AMERICA, YESTERDAY TODAY AND TOMORROW

I love America; its soil and its spirit have given me birth, it empowers and illuminates me and has given me many, many wonderful years of life. I am shocked when I hear beautiful, young people who, to the best of my knowledge, have received the same or better gifts from being Americans than I have and now flatly condemn America as an ill-conceived, irredeemable, racist nation; a nation founded by people who were totally self-involved, narcissistic, bad to the core individuals who have begotten a shameful country.

I’ve been turning these questions over and over in my mind but I have not had the opportunity to have a good respectful discussion with anyone who unabashedly holds these beliefs.

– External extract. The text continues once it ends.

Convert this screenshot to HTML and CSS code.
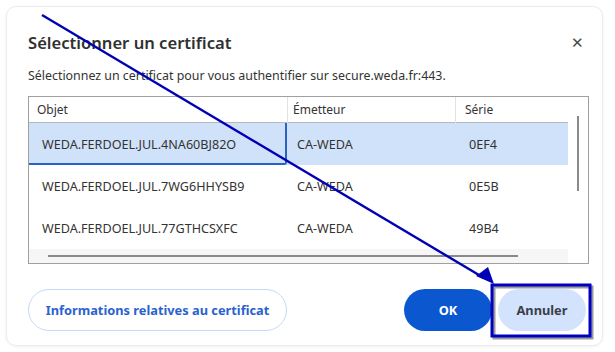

If I get the chance to talk to a person who forthrightly believes America is bad because of how it was founded and nurtured into being, I would like to ask them if they have condemned their parents for their youthful sins, their brother and sisters for some awful things they might have done when they were teenagers or young adults. I would want to know if they were still secretly condemning their husbands or wives or friends who had not lived up to their golden standard. I would want to know if they could ever forgive a homeless person who may be committing ugly sins today out of being in complete spiritual poverty.

In my AA program of recovery from alcoholism, other than the arduous process of forgiving myself for having fallen so low, (a process I’m still working on) forgiving my parents has been the next hardest thing to do. One of the most powerful assignments I ever did to help me forgive my father for all his violence against me when I was a child was to write his life story from his point of view, not my point of view, but his. I had to put myself in his shoes. It was mind and spirit wrenching, an amazing eye-opener. My father was a very spiritually unhealthy man before mellowing with age and writing out his attitudes and behaviors clearly explained him for me; explained that he was not a bad person but a person of his time and circumstances.

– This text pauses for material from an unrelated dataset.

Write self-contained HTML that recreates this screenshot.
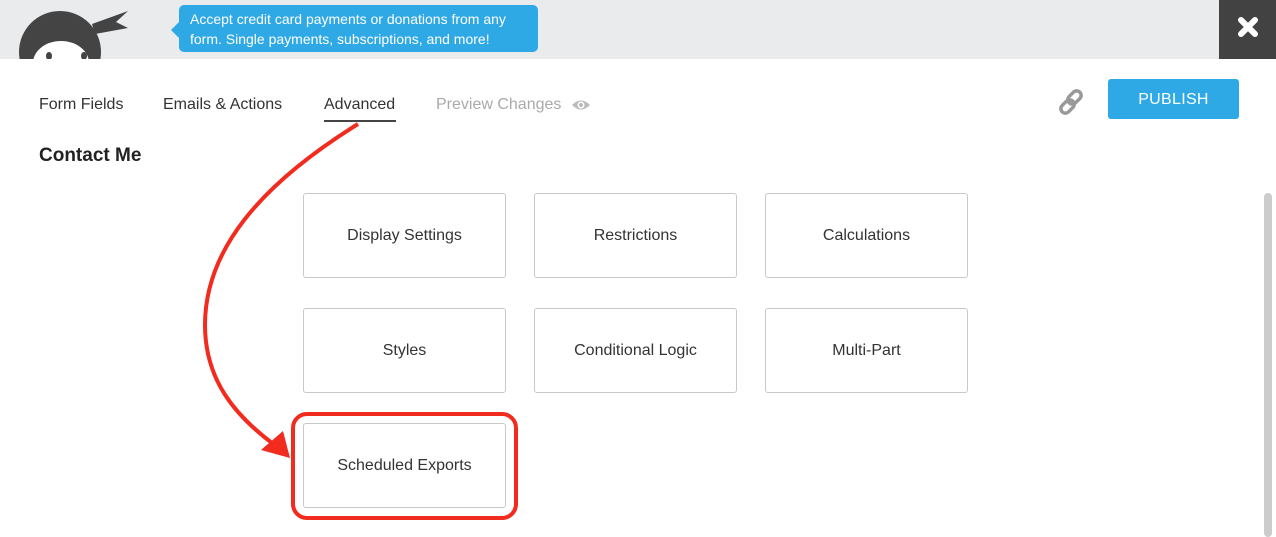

In my alcoholic illness and recovery, I came to see that my parents had done the very best they could do in their life circumstances and conditions and they encouraged me to never stop digging and I’ve been able to rise up to a healthy place where I am enjoying a very rich, productive life.

I have learned that we cannot morally judge the people who have gone before us if it’s our parents or people from 250 years ago who founded America. We are not supposed to be judges at all but who’s going to follow some “old quaint Christian” wisdom like that when they’re trying to make themselves feel better, self-righteous, and holy.